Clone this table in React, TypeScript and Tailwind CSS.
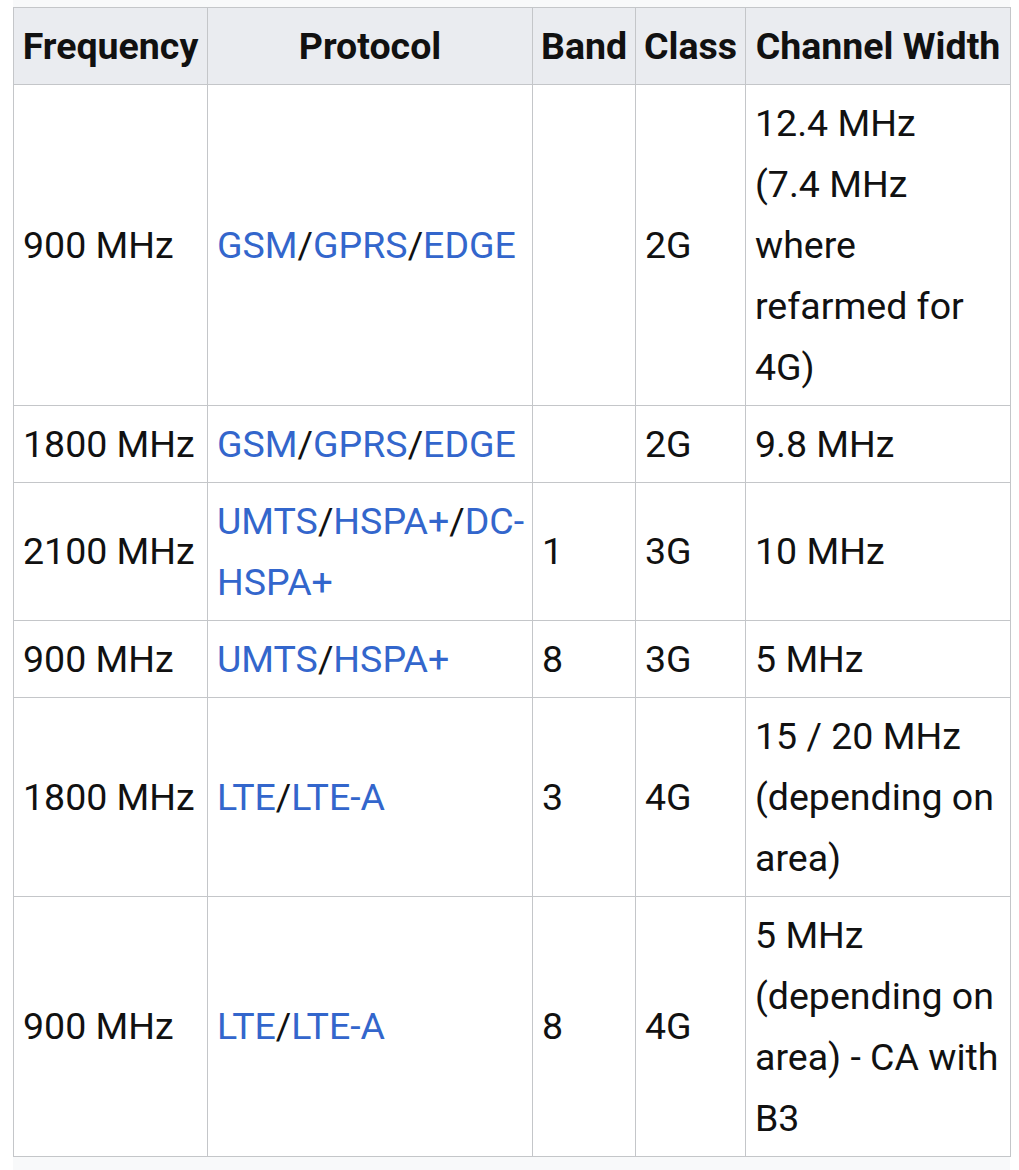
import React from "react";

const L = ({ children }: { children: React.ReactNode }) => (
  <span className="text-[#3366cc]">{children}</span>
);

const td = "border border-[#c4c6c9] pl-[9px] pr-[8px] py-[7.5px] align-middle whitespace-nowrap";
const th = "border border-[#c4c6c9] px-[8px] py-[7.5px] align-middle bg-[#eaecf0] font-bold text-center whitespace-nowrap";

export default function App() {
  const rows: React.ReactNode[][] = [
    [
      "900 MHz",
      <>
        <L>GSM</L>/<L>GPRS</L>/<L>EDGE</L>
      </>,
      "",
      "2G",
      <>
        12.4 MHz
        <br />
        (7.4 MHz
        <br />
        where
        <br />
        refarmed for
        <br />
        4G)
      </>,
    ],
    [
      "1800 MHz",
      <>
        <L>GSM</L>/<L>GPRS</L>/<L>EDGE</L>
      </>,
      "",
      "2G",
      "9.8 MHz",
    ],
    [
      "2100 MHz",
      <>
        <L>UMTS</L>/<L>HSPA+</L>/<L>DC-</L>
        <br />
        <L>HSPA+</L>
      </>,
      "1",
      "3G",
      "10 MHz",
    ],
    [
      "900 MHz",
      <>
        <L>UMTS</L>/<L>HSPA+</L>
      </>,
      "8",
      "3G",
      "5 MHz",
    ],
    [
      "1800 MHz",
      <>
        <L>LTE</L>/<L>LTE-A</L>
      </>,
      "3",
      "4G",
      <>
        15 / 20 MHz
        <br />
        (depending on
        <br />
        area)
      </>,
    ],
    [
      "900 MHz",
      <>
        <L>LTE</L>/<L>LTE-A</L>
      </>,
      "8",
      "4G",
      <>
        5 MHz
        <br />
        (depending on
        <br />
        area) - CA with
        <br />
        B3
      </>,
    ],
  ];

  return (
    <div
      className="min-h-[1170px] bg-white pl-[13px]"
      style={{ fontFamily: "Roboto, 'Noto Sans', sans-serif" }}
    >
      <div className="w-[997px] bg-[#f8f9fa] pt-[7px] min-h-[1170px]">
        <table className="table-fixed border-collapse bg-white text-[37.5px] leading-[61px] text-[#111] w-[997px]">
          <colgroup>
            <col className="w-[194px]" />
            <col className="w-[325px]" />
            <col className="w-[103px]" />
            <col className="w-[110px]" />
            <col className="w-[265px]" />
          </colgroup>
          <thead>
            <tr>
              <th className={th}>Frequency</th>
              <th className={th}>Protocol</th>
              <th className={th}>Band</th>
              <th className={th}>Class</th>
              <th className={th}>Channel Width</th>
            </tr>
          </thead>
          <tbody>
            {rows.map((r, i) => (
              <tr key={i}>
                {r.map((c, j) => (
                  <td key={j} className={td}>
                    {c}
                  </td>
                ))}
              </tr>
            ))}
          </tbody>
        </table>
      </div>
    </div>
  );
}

____________________

- [DIRECTIONS] Without any pictures, reproduce the lines from the first one in the material through the line that has "border-[#c4c6c9] px-[8px] py-[7.5px]", exactly as they appear.

- [EXERCISE RESULT]
Clone this table in React, TypeScript and Tailwind CSS.
import React from "react";

const L = ({ children }: { children: React.ReactNode }) => (
  <span className="text-[#3366cc]">{children}</span>
);

const td = "border border-[#c4c6c9] pl-[9px] pr-[8px] py-[7.5px] align-middle whitespace-nowrap";
const th = "border border-[#c4c6c9] px-[8px] py-[7.5px] align-middle bg-[#eaecf0] font-bold text-center whitespace-nowrap";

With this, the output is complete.